Służby jamajskie rozpoczynają usuwanie pierwszych skutków żywiołu. Jak zapowiada policja "wszystkie ręce na pokład". Jeszcze dziś rozpocznie się szacowanie skali zniszczeń.
W Kingston, stolicy Jamajki, wiatr zaczyna słabnąć, ale ładze apelują do mieszkańców o pozostanie w budynkach jeszcze przez kilka godzin.
Oko huraganu Melissa przeszło już nad Jamajką, ale jego ogon wciąż może wyrządzić szkody. Narodowe Centrum Huraganów ostrzega, że na wyspie może spaść jeszcze od 7 do 15 centymetrów deszczu. To oznacza, że suma opadów w niektórych obszarach - szczególnie w górzystych rejonach centralnej części wyspy - przekroczy 60 centymetrów.
W sieci pojawia się też nieprawdziwe, np. wygenerowane przez AI, zdjęcia, które mają rzekomo pokazywać skutki przejścia huraganu Melissa.
Jednym z nich jest zdjęcie rekina, pływającego między domami na Jamajce. Meteorolog Fox New ostrzega, że jest to "fake".
Przedstawiciele władz Bahamów apelują do ludzi o zadbanie o swoje bezpieczeństwo. Huragan ma dotrzeć w te rejony dziś po południu czasu lokalnego.
- To ostatnia szansa aby znaleźć schronienie - powiedział Leon Lundy, minister ds. zarządzania ryzykiem klęsk żywiołowych, podczas konferencji prasowej.
Według władz z południowych Bahamów ewakuowano dotąd 1348 mieszkańców.
Jak podaje Reuters, ulewne deszcze nawiedziły drugie co do wielkości miasto Kuby, Santiago de Cuba już na kilka godzin przed uderzeniem huraganu Melissa, które nastąpiło ok. godz. 4 rano.
Według AccuWeather jest to trzeci najpotężniejszy huragan obserwowany na Karaibach po Wilmie w 2005 roku i Gilbercie w 1988 roku.
Kobieta mieszkająca w pobliżu stolicy Jamajki, Kingston, opowiedziała w rozmowie z CNN, jak ona i jej 11-letnie dziecko przetrwali "straszną" noc, gdy wyspę nawiedził huragan Melissa.
- Słyszeć wycie wiatru na zewnątrz, słyszeć ryk morza, zastanawiać się, co będzie dalej, widzieć przewracające się drzewa, różne przedmioty latające na wietrze.. to było przerażające - relacjonowała.
W sieci pojawiają się kolejne nagrania z różnych części Jamajki.
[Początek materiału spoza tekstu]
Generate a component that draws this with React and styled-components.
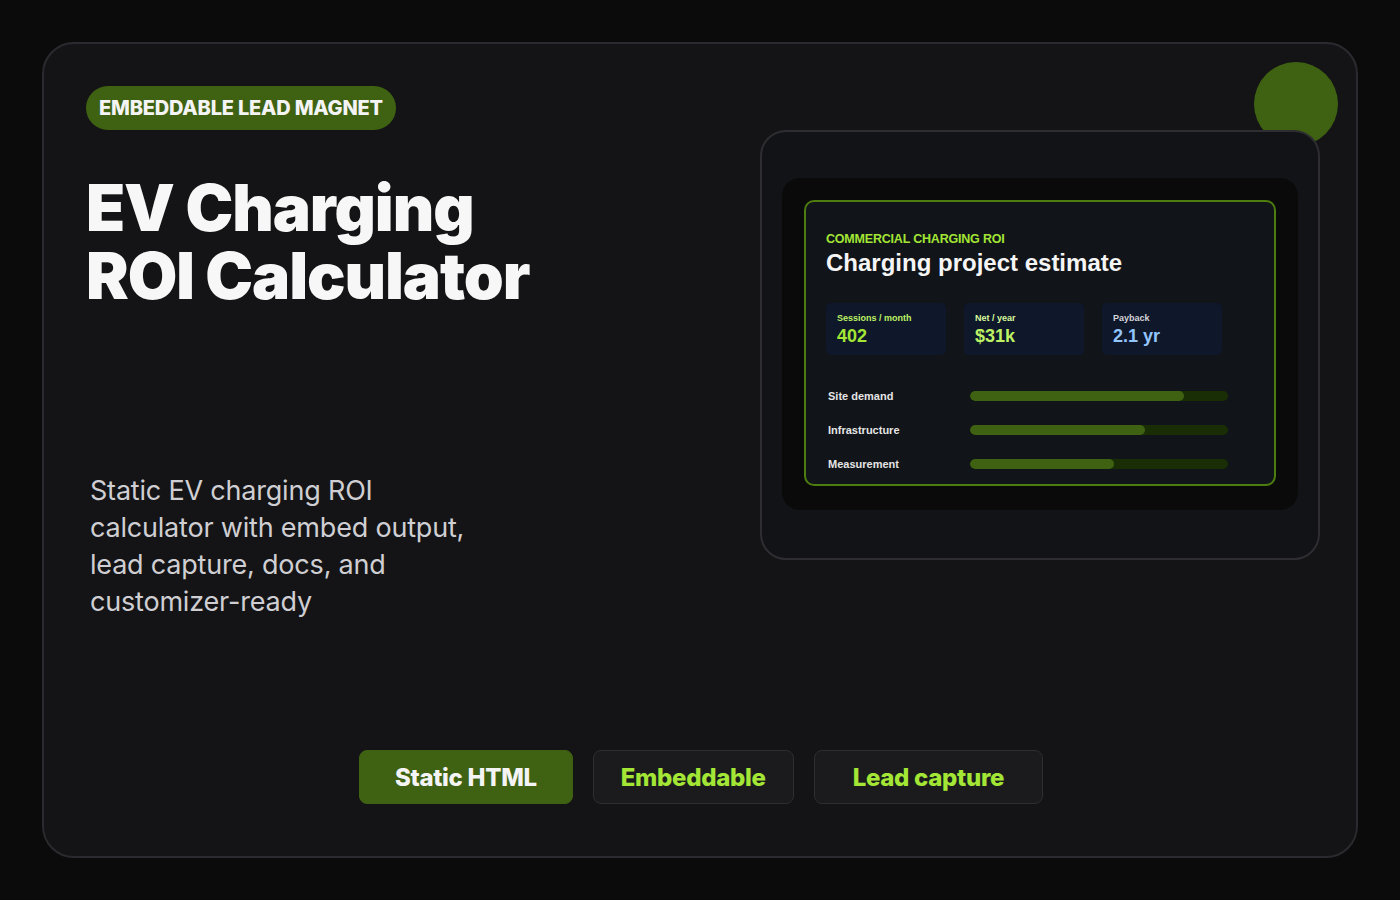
import React from "react";
import styled, { createGlobalStyle } from "styled-components";

const Global = createGlobalStyle`
  html, body { margin: 0; padding: 0; background: #0b0b0c; }
  body { font-family: Inter, "Noto Sans", sans-serif; }
  * { box-sizing: border-box; }
`;

const Page = styled.div`
  width: 1400px; height: 900px; padding: 42px;
`;
const Card = styled.div`
  position: relative; height: 816px; border: 2px solid #2a2a2f; border-radius: 32px;
  background: #141416; padding: 42px 36px 52px 42px; display: flex; flex-direction: column;
`;
const Top = styled.div` display: flex; justify-content: space-between; `;
const Left = styled.div` display: flex; flex-direction: column; align-items: flex-start; `;
const Badge = styled.div`
  background: #3f6212; color: #f4f4f5; border-radius: 22px; height: 44px; padding: 0 13px;
  display: flex; align-items: center; font-size: 20px; font-weight: 800; letter-spacing: -0.2px;
`;
const Title = styled.h1`
  margin: 44px 0 0; color: #f7f7f7; font-size: 64px; font-weight: 900; line-height: 68px; letter-spacing: -1.1px;
`;
const Desc = styled.p`
  margin: 162px 0 0 4px; width: 400px; color: #cfcfd3; font-size: 27px; line-height: 37px; font-weight: 400; letter-spacing: -0.2px;
`;
const Right = styled.div` position: relative; margin-top: 44px; `;
const Dot = styled.div`
  position: absolute; right: -18px; top: -68px; width: 84px; height: 84px; border-radius: 50%; background: #3f6212;
`;
const Frame = styled.div`
  position: relative; width: 560px; height: 430px; border: 2px solid #2d2d32; border-radius: 26px;
  background: #121316; padding: 46px 20px;
`;
const Screen = styled.div`
  background: #0a0a0a; border-radius: 18px; padding: 22px 22px; height: 332px;
`;
const Panel = styled.div`
  border: 2px solid #4d7c0f; border-radius: 10px; background: #111418; height: 286px;
  padding: 30px 20px 0 20px; font-family: "Liberation Sans", Arial, sans-serif;
`;
const Eyebrow = styled.div` color: #a3e635; font-size: 12.5px; font-weight: 700; letter-spacing: -0.2px; `;
const PanelTitle = styled.div` color: #f5f5f5; font-size: 24px; font-weight: 700; margin-top: 3px; `;
const Stats = styled.div` display: flex; gap: 18px; margin-top: 26px; `;
const Stat = styled.div`
  width: 120px; height: 52px; background: #0f172a; border-radius: 5px; padding: 10px 11px;
`;
const StatLabel = styled.div` font-size: 9px; color: ${p => p.$c}; font-weight: 700; `;
const StatValue = styled.div` font-size: 18px; font-weight: 700; color: ${p => p.$c}; margin-top: 3px; `;
const Bars = styled.div` display: flex; flex-direction: column; gap: 22px; margin-top: 35px; padding-left: 2px; `;
const BarRow = styled.div` display: flex; align-items: center; `;
const BarLabel = styled.div` width: 142px; color: #e5e5e5; font-size: 11px; font-weight: 700; `;
const Track = styled.div` width: 258px; height: 10px; border-radius: 5px; background: #1a2e05; overflow: hidden; `;
const Fill = styled.div` height: 100%; background: #3f6212; border-radius: 5px; `;
const Buttons = styled.div` margin-top: auto; display: flex; justify-content: center; gap: 20px; margin-left: -4px; `;
const Btn = styled.div`
  height: 54px; padding: 0 ${p => p.$px}px; display: flex; align-items: center; border-radius: 8px;
  font-size: 24px; font-weight: 800; letter-spacing: -0.3px;
  background: ${p => (p.$primary ? "#3f6212" : "#1b1b1e")};
  border: 1px solid ${p => (p.$primary ? "#3f6212" : "#2d2d32")};
  color: ${p => (p.$primary ? "#f4f4f5" : "#a3e635")};
`;

const bars = [["Site demand", 83], ["Infrastructure", 68], ["Measurement", 56]];

export default function App() {
  return (
    <Page>
      <Global />
      <Card>
        <Top>
          <Left>
            <Badge>EMBEDDABLE LEAD MAGNET</Badge>
            <Title>EV Charging<br />ROI Calculator</Title>
            <Desc>Static EV charging ROI calculator with embed output, lead capture, docs, and customizer-ready</Desc>
          </Left>
          <Right>
            <Dot />
            <Frame>
              <Screen>
                <Panel>
                  <Eyebrow>COMMERCIAL CHARGING ROI</Eyebrow>
                  <PanelTitle>Charging project estimate</PanelTitle>
                  <Stats>
                    <Stat><StatLabel $c="#bef264">Sessions / month</StatLabel><StatValue $c="#a3e635">402</StatValue></Stat>
                    <Stat><StatLabel $c="#d9f99d">Net / year</StatLabel><StatValue $c="#bef264">$31k</StatValue></Stat>
                    <Stat><StatLabel $c="#d4d4d8">Payback</StatLabel><StatValue $c="#93c5fd">2.1 yr</StatValue></Stat>
                  </Stats>
                  <Bars>
                    {bars.map(([l, v]) => (
                      <BarRow key={l}>
                        <BarLabel>{l}</BarLabel>
                        <Track><Fill style={{ width: `${v}%` }} /></Track>
                      </BarRow>
                    ))}
                  </Bars>
                </Panel>
              </Screen>
            </Frame>
          </Right>
        </Top>
        <Buttons>
          <Btn $primary $px={35}>Static HTML</Btn>
          <Btn $px={27}>Embeddable</Btn>
          <Btn $px={38}>Lead capture</Btn>
        </Buttons>
      </Card>
    </Page>
  );
}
Widać na nich przerażającą siłę żywiołu.
Od momentu dotarcia do lądu w pobliżu miasta Chivirico w południowo-wschodniej Kubie, Melissa dociera na północny wschód wyspy. Jak podaje BBC, huragan przemieszcza się powoli, z prędkością 8 km/h.
Zgodnie z przewidywaniami, przejdzie później przez centralne Bahamy, a w czwartek wieczorem zbliży się do Bermudów, stając się huraganem kategorii 1.